Resumindo, qual a solução?
Foco. É preciso saber utilizar o plástico e não permitir que ele se misture ao meio natural.
O que mais eu posso fazer pelo oceano dentro de casa?
Se fizer a reciclagem dentro do seu prédio ou falar para o seu síndico que existem cooperativas que catam esses resíduos, que basta ligar no dia tal e falar com fulano tal, já estará dando um passo. Seu prédio pode começar a ganhar dinheiro com isso, pode usá-lo como recompensa para seus servidores, que se sentirão estimulados a colaborar. Todos juntos reduzindo o lixo. Outra coisa é observar aquele esfoliante de pele feito com esferas de microplástico. Isso também vai parar no organismo
dos seres marinhos. Por isso eu digo, todos nós temos responsabilidade de ler o que estamos consumindo. Há muitos produtos químicos sendo liberados no mar. Se estivermos cientes desse conteúdo, poderemos fazer outras escolhas. Sem contar que, se faz mal para a natureza, vai fazer bem pra você?
Algum outro alerta?
Água é um bem superimportante. Não é admissível hoje que a gente escoe nossos desejos com água potável. A água com sabão pode ser aproveitada para limpar o piso. Você tem que segregar apenas a água com matéria orgânica. Porque aí, em vez de levar para tratamento 10 litros de água toda misturada, vai tratar 1 litro só.
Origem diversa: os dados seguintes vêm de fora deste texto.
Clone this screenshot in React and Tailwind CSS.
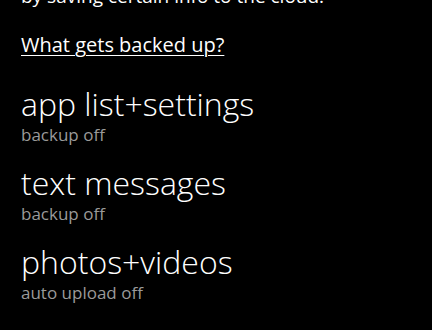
import React from "react";

const ITEMS = [
  { title: "app list+settings", status: "backup off" },
  { title: "text messages", status: "backup off" },
  { title: "photos+videos", status: "auto upload off" },
];

const FONT = { fontFamily: '"Open Sans", "Noto Sans", sans-serif' };

export default function App() {
  return (
    <div className="w-[432px] h-[330px] overflow-hidden bg-black text-white" style={FONT}>
      <div className="pl-[21px] -mt-[17px]">
        <p className="text-[19px] leading-[26px] text-white">by saving certain info to the cloud.</p>
        <a className="block mt-[24px] text-[20px] leading-[24px] underline underline-offset-[3px] decoration-1">
          What gets backed up?
        </a>
        <div className="mt-[28px] flex flex-col gap-[18px]">
          {ITEMS.map((item) => (
            <div key={item.title} className="flex flex-col">
              <span className="text-[32px] leading-[38px] font-light">{item.title}</span>
              <span className="mt-[1px] text-[17px] leading-[22px] text-[#9a9a9a]">{item.status}</span>
            </div>
          ))}
        </div>
      </div>
    </div>
  );
}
O que vai tornar o tratamento até mais eficaz. Tubulação diferenciada de descarga, de lavar roupa e piso pode fazer o apartamento custar 10% a mais, mas que se paga em dois, três anos com redução em condomínio. Um registro de água separado muda a percepção. É o consumidor pagador. O poluidor paga mais.
Uma palavra final…
Tive a oportunidade de aprender com gente muito qualificada em diferentes áreas. E só consigo enxergar um pouquinho mais longe porque estou me apoiando em cima desses gigantes. Talvez eles não apareçam no meu discurso, mas estão aí. O que eu faço é tentar espalhar esse conhecimento. Na hora em que sou generoso com o que
tenho e distribuo, exerço liderança; se sou líder, tenho responsabilidades. Se tenho responsabilidade, cumpri meu papel. Pense no que é possível para você, faça e contagie os demais.